In 1946 richt Maurice Wanty, een architect van opleiding, de onderneming Wanty op, dat gespecialiseerd is in metselwerken en kleine burgerlijke bouwwerken. De onderneming bouwt vrijstaande woningen en maakt constructies in gewapend beton voor de verschillende steenkoolmijnen in de Centrum-streek. In 1954 verhuist Wanty naar Epinois, net buiten Binche. Daar start ze de productie van betonblokken en betonnen vloerelementen. Na de sluiting van de eerste steenkoolmijnen investeert Maurice Wanty onder impuls van zijn oudste zoon André in de aankoop van een eerste hydraulische graafmachine om grondwerken voor vrijstaande woningen uit te voeren. Die tak van de onderneming is erg succesvol en al snel worden de machines ook ingeschakeld voor wegenwerken.

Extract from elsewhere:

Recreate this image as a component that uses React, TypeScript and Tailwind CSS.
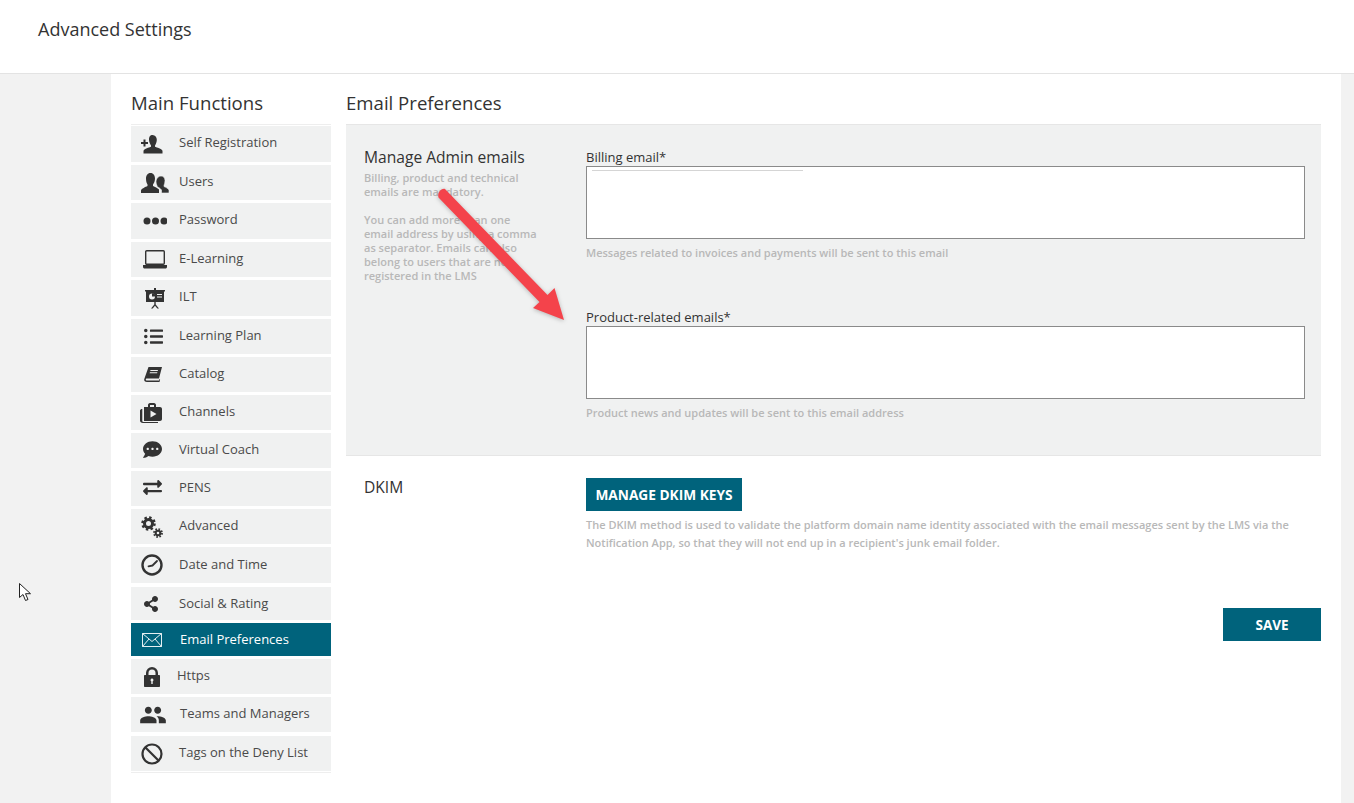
import React from 'react';
import { FaCommentDots, FaExchangeAlt, FaListUl, FaShareAlt } from 'react-icons/fa';
import { MdPeople } from 'react-icons/md';

const SelfRegIcon = () => (
  <svg width="22" height="19" viewBox="0 0 22 19" fill="#333">
    <path d="M0 7h2.500V4.500h2V7H7v2H4.500v2.500h-2V9H0z" />
    <path d="M11.500 0c2.800 0 4.300 2.200 4.300 4.800 0 2.200-.8 4.200-1.800 5.700v1.300c2 1 6.500 1.700 7.500 3.900V18.500H2.500v-2.800c1-2.200 5.500-2.900 7.500-3.900v-1.300C9 9 8 7 8 4.800 8 2.200 8.700 0 11.500 0z" />
  </svg>
);

const UsersIcon = () => (
  <svg width="28" height="20" viewBox="0 0 28 20" fill="#333">
    <path d="M9.500 0c3 0 4.500 2.500 4.500 5.500 0 2.500-1 4.500-2 6v1.500c2 1 4.500 2 6 3.500V20H0v-2.500C.5 15.500 4.500 14 6.500 13v-1.500c-1-1.500-1.500-3.500-1.500-6C5 2.500 6.500 0 9.500 0z" />
    <path d="M20 3c2.500 0 4 2 4 4.500 0 2-.5 3.500-1 5v1c1.500.7 4 1.800 5 3.500v3h-7.500v-3c-1-1.500-3-2.700-4.500-3.500v-1c-.6-1-1-3-1-4.500C15.500 5 17.500 3 20 3z" stroke="#f0f1f1" strokeWidth=".6" />
  </svg>
);

const DotsIcon = () => (
  <svg width="24" height="8" viewBox="0 0 24 8" fill="#333">
    <circle cx="4" cy="4" r="3.500" />
    <circle cx="12.500" cy="4" r="3.500" />
    <circle cx="21" cy="4" r="3.500" />
  </svg>
);

const LaptopIcon = () => (
  <svg width="24" height="19" viewBox="0 0 24 19" fill="none" stroke="#333">
    <rect x="2.700" y=".7" width="18.600" height="13.600" rx="1" strokeWidth="1.400" />
    <path d="M0 15h24v2c0 .8-.8 1.500-1.500 1.500h-21C.8 18.500 0 17.800 0 17z" fill="#333" stroke="none" />
  </svg>
);

const IltIcon = () => (
  <svg width="20" height="21" viewBox="0 0 20 21" fill="#333">
    <path d="M0 2h20v1.500h-1V14H1V3.500H0z" />
    <rect x="9" y="0" width="2" height="2" />
    <circle cx="7" cy="8.500" r="3" fill="#f0f1f1" />
    <path d="M7 8.500V5.200a3.300 3.300 0 0 1 3.300 3.300z" fill="#333" />
    <path d="M12 6h5v1h-5zM12 8.500h5v1h-5z" fill="#f0f1f1" />
    <path d="M9.300 14h1.400v2.500l3.300 4h-1.700l-2.300-2.700-2.300 2.700H6l3.300-4z" />
  </svg>
);

const BookIcon = () => (
  <svg width="18" height="15" viewBox="0 0 18 15" fill="#333">
    <path d="M4.500 0H18l-3 11.500H3c-.8 0-1.200.4-1.200 1s.4 1 1.200 1h12l.5-1.600.6.400L15.500 15H3c-2 0-3-1-2.800-2.800z" />
    <path d="M6.500 3h7.500l-.3 1H6.200zM5.900 5.200h7.500l-.3 1H5.600z" fill="#f0f1f1" />
  </svg>
);

const ChannelsIcon = () => (
  <svg width="22" height="20" viewBox="0 0 22 20" fill="#333">
    <path d="M4 4h4V2c0-1 .8-2 2-2h4c1.200 0 2 1 2 2v2h4c1 0 2 .8 2 2v10c0 1-1 2-2 2H4V4zm6-2v2h4V2z" fillRule="evenodd" />
    <path d="M10.500 7.500l6 3.500-6 3.500z" fill="#f0f1f1" />
    <path d="M2.300 6v12c0 .6.400.9 1 .9H18v1H3c-1.800 0-3-1-3-2.500V7.500C0 6.600 1 6 2.300 6z" />
  </svg>
);

const GearsIcon = () => (
  <svg width="22" height="22" viewBox="0 0 22 22" fill="none" stroke="#333">
    <circle cx="7.500" cy="7.500" r="4" strokeWidth="3" />
    <circle cx="7.500" cy="7.500" r="6" strokeWidth="2.500" strokeDasharray="2.400 2.300" />
    <circle cx="17" cy="17" r="2.300" strokeWidth="2" />
    <circle cx="17" cy="17" r="4" strokeWidth="1.800" strokeDasharray="1.600 1.540" />
  </svg>
);

const ClockIcon = () => (
  <svg width="22" height="22" viewBox="0 0 22 22" fill="none" stroke="#333">
    <circle cx="11" cy="11" r="9.500" strokeWidth="2.400" />
    <path d="M16 7l-4.500 4.500-4 .8" strokeWidth="1.800" strokeLinecap="round" strokeLinejoin="round" />
  </svg>
);

const MailIcon = () => (
  <svg width="20" height="14" viewBox="0 0 20 14" fill="none" stroke="#fff" strokeWidth=".9">
    <path d="M.5.5h19v13H.5z" />
    <path d="M.5.5L10 8.500 19.500.5M.5 13.500l6.500-7.500M19.500 13.500L13 6" />
  </svg>
);

const LockIcon = () => (
  <svg width="16" height="20" viewBox="0 0 16 20" fill="#333">
    <path fillRule="evenodd" d="M2 8V6a6 6 0 0 1 12 0v2h1c.6 0 1 .4 1 1v10c0 .6-.4 1-1 1H1c-.6 0-1-.4-1-1V9c0-.6.4-1 1-1zm2.500 0h7V6a3.500 3.500 0 0 0-7 0zM8 11.500a1.500 1.500 0 0 0-.7 2.800V17h1.400v-2.700A1.500 1.500 0 0 0 8 11.500z" />
  </svg>
);

const BanIcon = () => (
  <svg width="22" height="22" viewBox="0 0 22 22" fill="none" stroke="#333" strokeWidth="2.200">
    <circle cx="11" cy="11" r="9.500" />
    <path d="M4.500 4.500l13 13" />
  </svg>
);

const menu = [
  { label: 'Self Registration', row: 'h-[36px]', icon: <SelfRegIcon />, iconBox: 'pl-[10px]', text: 'ml-[16px] mb-[4px]' },
  { label: 'Users', row: 'h-[35px]', icon: <UsersIcon />, iconBox: 'pl-[10px]', text: 'ml-[10px] mb-[4px]' },
  { label: 'Password', row: 'h-[36px]', icon: <DotsIcon />, iconBox: 'pl-[12px]', text: 'ml-[12px] mb-[4px]' },
  { label: 'E-Learning', row: 'h-[35px]', icon: <LaptopIcon />, iconBox: 'pl-[12px]', text: 'ml-[12px] mb-[4px]' },
  { label: 'ILT', row: 'h-[36px]', icon: <IltIcon />, iconBox: 'pl-[14px]', text: 'ml-[14px] mb-[4px]' },
  { label: 'Learning Plan', row: 'h-[35px]', icon: <FaListUl size={19} color="#333" />, iconBox: 'pl-[13px]', text: 'ml-[16px] mb-[4px]' },
  { label: 'Catalog', row: 'h-[35px]', icon: <BookIcon />, iconBox: 'pl-[13px]', text: 'ml-[17px] mb-[4px]' },
  { label: 'Channels', row: 'h-[35px]', icon: <ChannelsIcon />, iconBox: 'pl-[9px]', text: 'ml-[17px] mb-[4px]' },
  { label: 'Virtual Coach', row: 'h-[35px]', icon: <FaCommentDots size={19} color="#333" />, iconBox: 'pl-[12px] mb-[2px]', text: 'ml-[17px] mb-[4px]' },
  { label: 'PENS', row: 'h-[35px]', icon: <FaExchangeAlt size={19} color="#333" />, iconBox: 'pl-[12px] mb-[2px]', text: 'ml-[17px] mb-[4px]' },
  { label: 'Advanced', row: 'h-[35px]', icon: <GearsIcon />, iconBox: 'pl-[10px]', text: 'ml-[16px] mb-[4px]' },
  { label: 'Date and Time', row: 'h-[36px] mb-px', icon: <ClockIcon />, iconBox: 'pl-[10px]', text: 'ml-[16px] mb-[2px]' },
  { label: 'Social & Rating', row: 'h-[33px]', icon: <FaShareAlt size={16} color="#333" />, iconBox: 'pl-[12px]', text: 'ml-[20px] mb-[2px]' },
  { label: 'Email Preferences', row: 'h-[33px]', active: true, icon: <MailIcon />, iconBox: 'pl-[11px]', text: 'ml-[18px] mb-[2px]' },
  { label: 'Https', row: 'h-[35px]', icon: <LockIcon />, iconBox: 'pl-[13px]', text: 'ml-[17px] mb-[4px]' },
  { label: 'Teams and Managers', row: 'h-[35px] mb-px', icon: <MdPeople size={28} color="#333" />, iconBox: 'pl-[8px]', text: 'ml-[13px] mb-[4px]' },
  { label: 'Tags on the Deny List', row: 'h-[35px]', icon: <BanIcon />, iconBox: 'pl-[10px]', text: 'ml-[16px] mb-[4px]' },
];

const Arrow = () => (
  <svg
    className="absolute left-[430px] top-[180px] drop-shadow-[0_1px_2px_rgba(0,0,0,0.25)]"
    width="145"
    height="150"
    viewBox="430 180 145 150"
  >
    <path d="M438.500 197.500c-1.500-5 3-9.500 6.500-8.500L547.500 295l7-7 9.500 32-31-12 6.500-6z" fill="#f4434b" />
  </svg>
);

const Cursor = () => (
  <svg className="absolute left-[19px] top-[583px]" width="13" height="19" viewBox="0 0 13 19">
    <path d="M.5.5v14l3.500-3 2.500 6 2.500-1-2.500-5.800h5z" fill="#fff" stroke="#222" strokeWidth="1" />
  </svg>
);

export default function App() {
  return (
    <div className="relative h-[803px] w-[1354px] overflow-hidden bg-[#f2f2f2] font-['Open_Sans',sans-serif] text-[#333]">
      <header className="flex h-[74px] items-start border-b border-[#e3e3e3] bg-white pl-[38px] pt-[17px]">
        <h1 className="text-[18px] font-medium leading-[25px] text-[#333]">Advanced Settings</h1>
      </header>

      <div className="ml-[111px] flex h-[729px] w-[1230px] gap-[15px] bg-white pl-[20px] pt-[17px]">
        <aside className="w-[200px]">
          <h2 className="text-[18.600px] font-medium leading-[23px]">Main Functions</h2>
          <nav className="mt-[10px] flex flex-col gap-[3px] border-y border-[#eeeeee] py-px">
            {menu.map((item) => (
              <div
                key={item.label}
                className={`flex items-center ${item.row} ${item.active ? 'bg-[#00637c] text-white' : 'bg-[#f0f1f1] text-[#4a4a4a]'}`}
              >
                <div className={`flex shrink-0 items-center ${item.iconBox}`}>{item.icon}</div>
                <span className={`text-[13px] leading-[18px] ${item.text}`}>{item.label}</span>
              </div>
            ))}
          </nav>
        </aside>

        <main className="w-[975px]">
          <h2 className="text-[18.600px] font-medium leading-[23px]">Email Preferences</h2>
          <section className="mt-[10px] flex h-[332px] border-y border-[#e6e6e6] bg-[#f0f1f1] py-px pl-[18px]">
            <div className="w-[222px] pt-[21px]">
              <h3 className="mb-[4px] text-[15.600px] font-medium leading-[20px] text-[#333]">Manage Admin emails</h3>
              <p className="w-[175px] text-[11px] font-semibold leading-[14px] text-[#b8b8b8]">
                Billing, product and technical emails are mandatory.
              </p>
              <p className="mt-[14px] w-[175px] text-[11px] font-semibold leading-[14px] text-[#b8b8b8]">
                You can add more than one email address by using a comma as separator. Emails can also belong to users
                that are not registered in the LMS
              </p>
            </div>
            <div className="w-[719px] pt-[23px]">
              <label className="block text-[13px] leading-[17px]">Billing email*</label>
              <div className="h-[73px] border border-[#8a8a8a] bg-white px-[5px] pt-[3px]">
                <div className="h-px w-[211px] bg-[#d5d5d5]" />
              </div>
              <p className="mt-[6px] text-[11px] font-semibold leading-[15px] text-[#b8b8b8]">
                Messages related to invoices and payments will be sent to this email
              </p>
              <label className="mt-[49px] block text-[13px] leading-[17px]">Product-related emails*</label>
              <div className="h-[73px] border border-[#8a8a8a] bg-white" />
              <p className="mt-[6px] text-[11px] font-semibold leading-[15px] text-[#b8b8b8]">
                Product news and updates will be sent to this email address
              </p>
            </div>
          </section>

          <section className="flex pl-[18px] pt-[22px]">
            <h3 className="-mt-px w-[222px] text-[15.600px] font-medium leading-[20px] text-[#333]">DKIM</h3>
            <div className="w-[719px]">
              <button className="h-[33px] w-[156px] bg-[#00637c] pt-[2px] text-[13.700px] font-bold text-white">
                MANAGE DKIM KEYS
              </button>
              <p className="mt-[5px] text-[11px] font-semibold leading-[18px] text-[#b8b8b8]">
                The DKIM method is used to validate the platform domain name identity associated with the email messages
                sent by the LMS via the Notification App, so that they will not end up in a recipient's junk email
                folder.
              </p>
            </div>
          </section>

          <div className="mt-[56px] flex justify-end">
            <button className="h-[33px] w-[98px] bg-[#00637c] pt-[2px] text-[13.500px] font-bold text-white">SAVE</button>
          </div>
        </main>
      </div>

      <Arrow />
      <Cursor />
    </div>
  );
}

De komst van Michel Wanty, de tweede zoon van Maurice en burgerlijk ingenieur bouwkunde, draagt ertoe bij dat de onderneming vanaf 1971 aan een echte opmars begint. De afdelingen openbare werken en huizenbouw van de onderneming blijven groeien. Daarnaast breidt Wanty zijn activiteiten uit met saneringswerken, asfaltwerken, afbraakwerken, de sanering van verlaten industrieterreinen en de aanleg van waterleidingen. In 1980 bouwt Wanty zijn eerste asfaltcentrale en richt de SA Tarmacs et Agrégats op die asfalt en beton produceert en inerte materialen recyclet. In 1990 neemt Wanty Debliquit over, een onderaannemer gespecialiseerd in transport met kiepwagens.
In 1998 doet de derde generatie Wanty haar intrede in het bedrijf dat intussen tot een industriële groep is uitgegroeid. Christophe Wanty, handelsingenieur en ingenieur bedrijfskunde, gaat aan de zijde van zijn vader Michel werken, samen met Benoît Soenen, een landbouwingenieur die gespecialiseerd is in het milieu. Er start zo een nieuw tijdperk voor het bedrijf dat vanaf het begin van de jaren 2000 sterker inzet op diversifiëring, zoals het onderhoud van bouwmachines, het verlenen van diensten aan de staalnijverheid, het aanbrengen van wegmarkeringen, het uitbaten van steengroeven, het recyclen van afval en het plaatsen van moerriolen. Wanty exporteert zijn knowhow ook en richt een Frans filiaal op, gespecialiseerd in afbraakwerken, en neemt in de haven van Gent een bedrijf over dat afbraak- en saneringswerken uitvoert.
Een industriële strategie die volledig gericht is op klanttevredenheid en kwaliteitswerk, uitgevoerd binnen de afgesproken termijnen: dat is de filosofie van de groep Wanty, die nu intern over alle knowhow en competenties beschikt die direct of indirect met wegenwerken verband houden. Die knowhow en competenties zitten verspreid over een aantal ondernemingen die allemaal kunnen worden ingezet om samen deze specifieke doelstelling te realiseren. Net als de leden van een familie. Want ondanks haar 1500 werknemers is de groep Wanty erin geslaagd een familiale onderneming te blijven die een persoonlijke aanpak en persoonlijk contact hoog in het vaandel draagt en er ook in is geslaagd om die ingesteldheid op al haar personeelsleden over te dragen.
Een onderneming en een familie die heel sterk verankerd zijn in het hart van hun regio. Want ook al heeft de onderneming haar veel te krappe ‘historische’ behuizing in Epinois verlaten, dan deed ze dit enkel om zich amper enkele kilometers verderop in Péronnes-lez-Binche te vestigen in nieuwe gebouwen, perfect op maat van een bedrijf dat voortdurend evolueert en dat misschien ooit door een vierde generatie ondernemers uit Binche zal worden geleid.